REQUEST: Repeat the listing word for word. No pictures belong in the copy.

INFORMATION PROVIDED:
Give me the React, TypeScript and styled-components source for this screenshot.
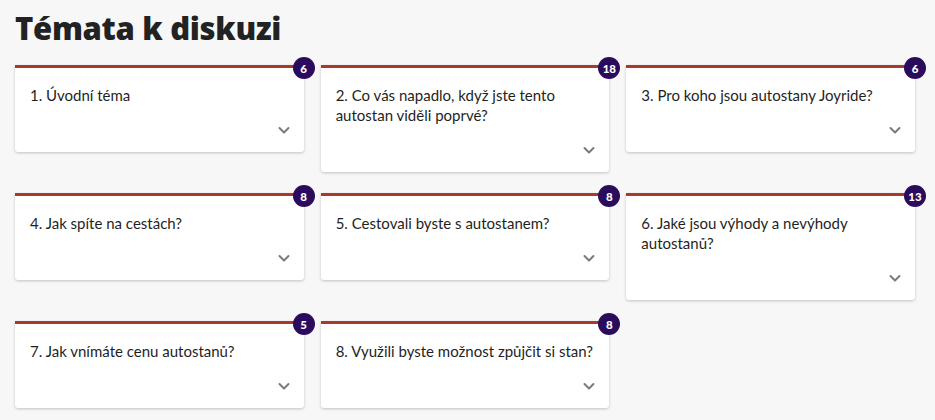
import React from "react";
import styled, { createGlobalStyle } from "styled-components";

const GlobalStyle = createGlobalStyle`
  body {
    margin: 0;
    background: #f7f7f7;
    font-family: "Lato", "Noto Sans", sans-serif;
    color: #222;
  }
`;

const Page = styled.div`
  padding: 8px 15px 20px;
  width: 900px;
`;

const Title = styled.h1`
  font-family: "Open Sans", "Lato", sans-serif;
  font-size: 31px;
  line-height: 40px;
  font-weight: 800;
  color: #222;
  margin: 0 0 17px;
  letter-spacing: -0.3px;
`;

const Grid = styled.div`
  display: grid;
  grid-template-columns: repeat(3, 1fr);
  column-gap: 17px;
  row-gap: 21px;
  align-items: start;
`;

const Card = styled.div`
  position: relative;
  background: #fff;
  border-top: 3px solid #a8392b;
  border-radius: 0 0 3px 3px;
  box-shadow: 0 1px 3px rgba(0, 0, 0, 0.22);
`;

const Badge = styled.span`
  position: absolute;
  top: -11px;
  right: -11px;
  width: 22px;
  height: 22px;
  border-radius: 50%;
  background: #2b0b5c;
  color: #fff;
  font-size: 11.5px;
  font-weight: 900;
  display: flex;
  align-items: center;
  justify-content: center;
`;

const Question = styled.div`
  padding: 17px 15px 0 15px;
  font-size: 15px;
  line-height: 20px;
  color: #1f1f1f;
`;

const Footer = styled.div`
  display: flex;
  justify-content: flex-end;
  height: 16px;
  margin-top: 17px;
  padding: 0 12px 14px 0;
`;

const Chevron = () => (
  <svg width="16" height="16" viewBox="0 0 16 16" fill="none">
    <path d="M3.5 6 L8 10.5 L12.5 6" stroke="#7a7a7a" strokeWidth="2" strokeLinecap="round" strokeLinejoin="round" />
  </svg>
);

const topics = [
  { text: "1. Úvodní téma", count: 6 },
  { text: "2. Co vás napadlo, když jste tento autostan viděli poprvé?", count: 18 },
  { text: "3. Pro koho jsou autostany Joyride?", count: 6 },
  { text: "4. Jak spíte na cestách?", count: 8 },
  { text: "5. Cestovali byste s autostanem?", count: 8 },
  { text: "6. Jaké jsou výhody a nevýhody autostanů?", count: 13 },
  { text: "7. Jak vnímáte cenu autostanů?", count: 5 },
  { text: "8. Využili byste možnost způjčit si stan?", count: 8 },
];

export default function App() {
  return (
    <>
      <GlobalStyle />
      <Page>
        <Title>Témata k diskuzi</Title>
        <Grid>
          {topics.map((t) => (
            <Card key={t.text}>
              <Badge>{t.count}</Badge>
              <Question>{t.text}</Question>
              <Footer>
                <Chevron />
              </Footer>
            </Card>
          ))}
        </Grid>
      </Page>
    </>
  );
}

WRITTEN ANSWER:
Give me the React, TypeScript and styled-components source for this screenshot.
import React from "react";
import styled, { createGlobalStyle } from "styled-components";

const GlobalStyle = createGlobalStyle`
  body {
    margin: 0;
    background: #f7f7f7;
    font-family: "Lato", "Noto Sans", sans-serif;
    color: #222;
  }
`;

const Page = styled.div`
  padding: 8px 15px 20px;
  width: 900px;
`;

const Title = styled.h1`
  font-family: "Open Sans", "Lato", sans-serif;
  font-size: 31px;
  line-height: 40px;
  font-weight: 800;
  color: #222;
  margin: 0 0 17px;
  letter-spacing: -0.3px;
`;

const Grid = styled.div`
  display: grid;
  grid-template-columns: repeat(3, 1fr);
  column-gap: 17px;
  row-gap: 21px;
  align-items: start;
`;

const Card = styled.div`
  position: relative;
  background: #fff;
  border-top: 3px solid #a8392b;
  border-radius: 0 0 3px 3px;
  box-shadow: 0 1px 3px rgba(0, 0, 0, 0.22);
`;

const Badge = styled.span`
  position: absolute;
  top: -11px;
  right: -11px;
  width: 22px;
  height: 22px;
  border-radius: 50%;
  background: #2b0b5c;
  color: #fff;
  font-size: 11.5px;
  font-weight: 900;
  display: flex;
  align-items: center;
  justify-content: center;
`;

const Question = styled.div`
  padding: 17px 15px 0 15px;
  font-size: 15px;
  line-height: 20px;
  color: #1f1f1f;
`;

const Footer = styled.div`
  display: flex;
  justify-content: flex-end;
  height: 16px;
  margin-top: 17px;
  padding: 0 12px 14px 0;
`;

const Chevron = () => (
  <svg width="16" height="16" viewBox="0 0 16 16" fill="none">
    <path d="M3.5 6 L8 10.5 L12.5 6" stroke="#7a7a7a" strokeWidth="2" strokeLinecap="round" strokeLinejoin="round" />
  </svg>
);

const topics = [
  { text: "1. Úvodní téma", count: 6 },
  { text: "2. Co vás napadlo, když jste tento autostan viděli poprvé?", count: 18 },
  { text: "3. Pro koho jsou autostany Joyride?", count: 6 },
  { text: "4. Jak spíte na cestách?", count: 8 },
  { text: "5. Cestovali byste s autostanem?", count: 8 },
  { text: "6. Jaké jsou výhody a nevýhody autostanů?", count: 13 },
  { text: "7. Jak vnímáte cenu autostanů?", count: 5 },
  { text: "8. Využili byste možnost způjčit si stan?", count: 8 },
];

export default function App() {
  return (
    <>
      <GlobalStyle />
      <Page>
        <Title>Témata k diskuzi</Title>
        <Grid>
          {topics.map((t) => (
            <Card key={t.text}>
              <Badge>{t.count}</Badge>
              <Question>{t.text}</Question>
              <Footer>
                <Chevron />
              </Footer>
            </Card>
          ))}
        </Grid>
      </Page>
    </>
  );
}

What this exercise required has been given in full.